These Winston-knot breads are made by plaiting together three strands of a soft, sweet enriched dough – filled with dark chocolate and cinnamon sugar.
Makes: 4 small loaves
Hands-on time: 1 hour, 15 minutes
Baking time: 20 minutes
Skill level: Up for a challenge
For the dough:
500g strong white bread flour, plus extra for dusting
5g fast-action dried yeast (from a 7g sachet)
60g unsalted butter, softened, diced
40g caster sugar
2 medium eggs, at room temperature, beaten
About 225ml full-fat milk, lukewarm
For the filling:
50g dark chocolate, broken into chunks
4 teaspoons light muscovado sugar
1 teaspoon ground cinnamon
1 medium egg, beaten, for glazing
You will also need:
Large baking sheet, lined with baking paper
Step 1 – To make the dough: weigh the flour into a large mixing bowl, or the bowl of a stand mixer, and mix in the yeast with your hand. When thoroughly combined, add the butter and rub into the flour with the tips of your fingers until the mixture resembles fine crumbs. Mix in the sugar and salt then make a well in the centre of the mixture.
Step 2 – Pour the beaten eggs and ¾ of the lukewarm milk into the well. Using your hands or the dough hook attachment of the mixer on its slowest speed, gradually work the flour into the liquids to make a soft but not sticky dough – slowly adding as much of the remaining milk as needed.
Step 3 – Knead the dough thoroughly – for 10 minutes by hand on a lightly floured worktop, or for 7 minutes if using the dough hook (on its slowest speed) – until very smooth and elastic. Return the dough to the bowl (if you kneaded by hand) then cover with cling film or a snap-on lid and leave on the worktop to prove for about an hour or until doubled in size.
Step 4 – Uncover then punch down the risen dough with your knuckles to deflate it. Turn out onto the worktop, very lightly dusted with flour, and knead into a ball. Then weigh the dough and divide into 4 equal portions. Cover 3 portions loosely with cling film and divide the other portion into 6 equal pieces. Using your hands, roll each piece on the worktop into a neat, even sausage 32cm long. Try to use as little extra flour as possible for dusting your hands and the worktop – adding too much extra flour will make the dough tough and dry.
Step 5 – To shape the Winston knots: arrange 3 sausages of dough in a line on the worktop in front of you – at a minus 45-degree angle and fairly close together. Gently pinch the 3 together in the middle.
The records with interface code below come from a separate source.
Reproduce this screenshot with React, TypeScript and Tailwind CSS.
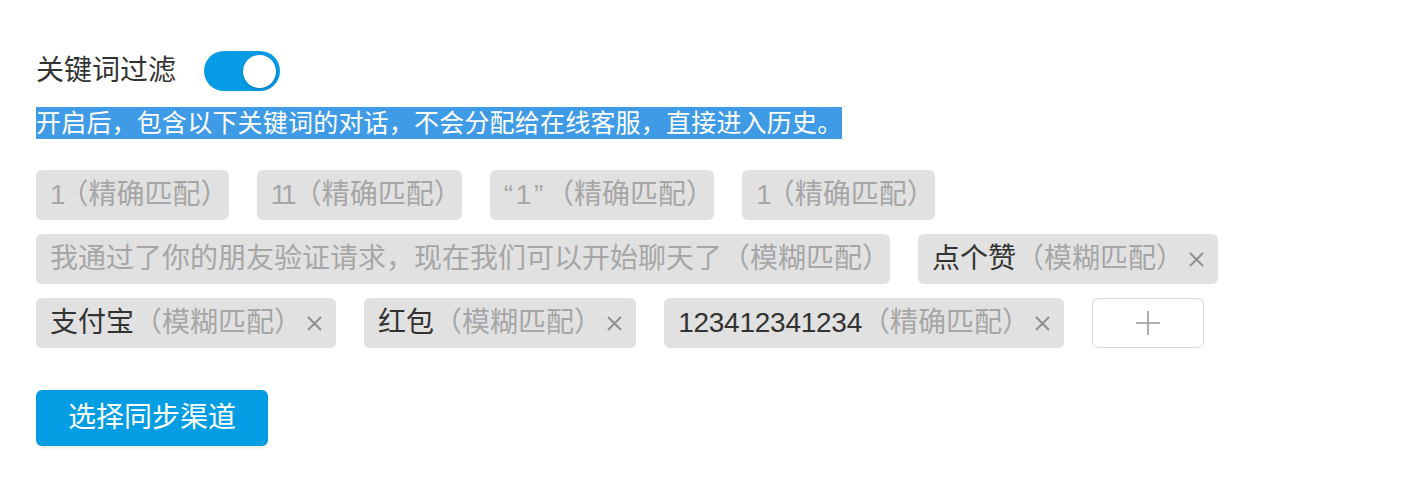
import React from "react";

const FONT = '"Liberation Sans", "Noto Sans CJK SC", sans-serif';

type Tag = { word: string; mode: string; disabled?: boolean; wordClass?: string };

const rows: Tag[][] = [
  [
    { word: "1", mode: "精确匹配", disabled: true, wordClass: "tracking-[-5px]" },
    { word: "11", mode: "精确匹配", disabled: true, wordClass: "tracking-[-3px]" },
    { word: "“1”", mode: "精确匹配", disabled: true, wordClass: "tracking-[2.7px]" },
    { word: "1", mode: "精确匹配", disabled: true, wordClass: "tracking-[-5px]" },
  ],
  [
    { word: "我通过了你的朋友验证请求，现在我们可以开始聊天了", mode: "模糊匹配", disabled: true },
    { word: "点个赞", mode: "模糊匹配" },
  ],
  [
    { word: "支付宝", mode: "模糊匹配" },
    { word: "红包", mode: "模糊匹配" },
    { word: "123412341234", mode: "精确匹配", wordClass: "tracking-[-0.25px]" },
  ],
];

function TagChip({ tag }: { tag: Tag }) {
  return (
    <div className="flex h-[50px] shrink-0 items-center whitespace-nowrap rounded-[6px] bg-[#e1e1e1] pl-[14px] pr-[14px] text-[28px] leading-none">
      <span className={(tag.disabled ? "text-[#a6a6a6] " : "text-[#333333] ") + (tag.wordClass ?? "")}>{tag.word}</span>
      <span className="text-[#a6a6a6]">（{tag.mode}</span>
      <span className="mr-[-14px] text-[#a6a6a6]">）</span>
      {!tag.disabled && (
        <svg width="15" height="15" viewBox="0 0 15 15" className="ml-[19px] shrink-0">
          <path d="M1 1 L14 14 M14 1 L1 14" stroke="#8f8f8f" strokeWidth="2" fill="none" />
        </svg>
      )}
    </div>
  );
}

export default function App() {
  return (
    <div className="min-h-[488px] w-[1416px] bg-white pl-[36px] pt-[51px]" style={{ fontFamily: FONT }}>
      <div className="flex items-center">
        <span className="text-[28px] leading-[40px] text-[#333333]">关键词过滤</span>
        <div className="ml-[28px] flex h-[40px] w-[76px] items-center justify-end rounded-full bg-[#069ce5] pr-[4px]">
          <div className="h-[33px] w-[33px] rounded-full bg-white shadow-[0_1px_3px_rgba(0,0,0,0.25)]" />
        </div>
      </div>
      <div className="mt-[16px] flex">
        <span className="bg-[#409be6] text-[25px] leading-[32px] tracking-[0.2px] text-white">
          开启后，包含以下关键词的对话，不会分配给在线客服，直接进入历史。
        </span>
      </div>
      <div className="mt-[31px] flex flex-col gap-[14px]">
        {rows.map((row, i) => (
          <div key={i} className="flex gap-[28px]">
            {row.map((t, j) => (
              <TagChip key={j} tag={t} />
            ))}
            {i === 2 && (
              <div className="flex h-[50px] w-[112px] items-center justify-center rounded-[6px] border border-[#d9d9d9] bg-white">
                <svg width="26" height="26" viewBox="0 0 26 26">
                  <path d="M13 1 V25 M1 13 H25" stroke="#999999" strokeWidth="1.6" fill="none" />
                </svg>
              </div>
            )}
          </div>
        ))}
      </div>
      <button className="mt-[42px] flex h-[56px] w-[232px] items-center justify-center rounded-[6px] bg-[#039de4] text-[28px] text-white shadow-[0_2px_3px_rgba(0,0,0,0.08)]">
        选择同步渠道
      </button>
    </div>
  );
}
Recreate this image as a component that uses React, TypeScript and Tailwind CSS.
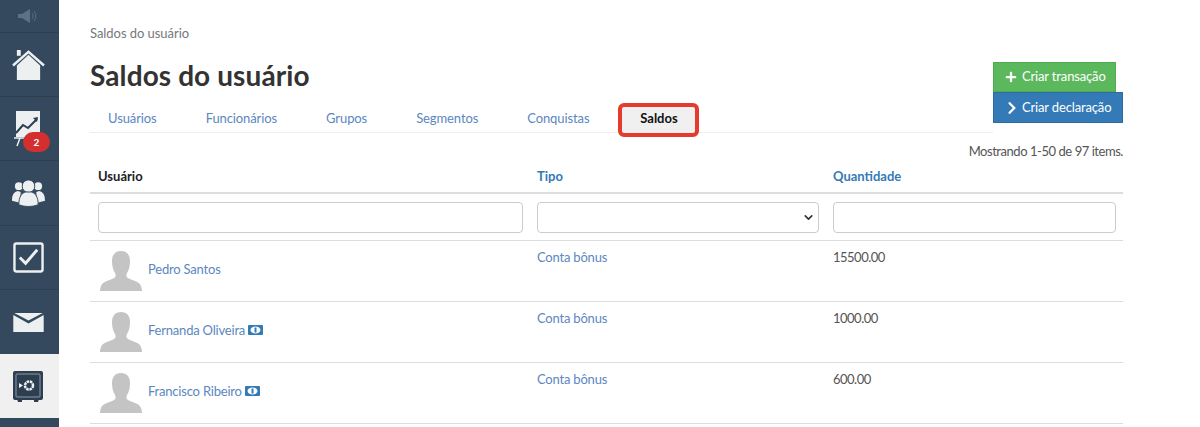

Now place the other 3 sausages on top at a 45-degree angle – to form an ‘X’ shape – and pinch together in the middle as before. Fold the 3 sausages at the top left down over the centre point and onto the worktop – to the far right of the strands already there. Gently shuffle the 3 sausages at the top right downwards so they sit alongside the other strands.
Step 6 – Arrange the 4 sets of sausages closer together so they are lying side by side and slightly apart, so you can plait them. Pass the set on the far left under the 2 middle ones then back over the last one it went under and into line again. Then take the far-right set and put it under the twisted 2 in the middle then back over the last one it went under and into line.
Step 7 – Flip the plait over on the worktop. Scatter a quarter of the chocolate chunks down the centre of the plait. Mix the sugar with the cinnamon and sprinkle a quarter on top of the chocolate. Bring the long ends of the plait up and over the filling and pinch them together, then gently fold in the sides (try to keep the plait as neat as possible) and pinch the dough together to seal in the filling. Turn the plait over again, right side up, and gently shape into a neat ball with your hands. Transfer to the lined baking sheet.
Step 8 – Repeat with the other 3 portions of dough to make 4 neatly plaited round loaves – these knots take a lot of practise and patience to get right! Set them well apart on the baking sheet, slip the sheet inside a large plastic bag and slightly inflate the bag so the plastic doesn’t stick to the dough. Leave on the worktop to prove for about 1 hour, until doubled in size – take care not to over-prove the dough, or let the temperature become too hot, as the breads will lose their shape. Towards the end of the rising time, heat the oven to 220°C/200°C fan/425°F/Gas 7.
Step 9 – Uncover the loaves and carefully brush with beaten egg to glaze. Bake in the heated oven for about 20-23 minutes until a good golden brown. Transfer to a wire rack and leave to cool.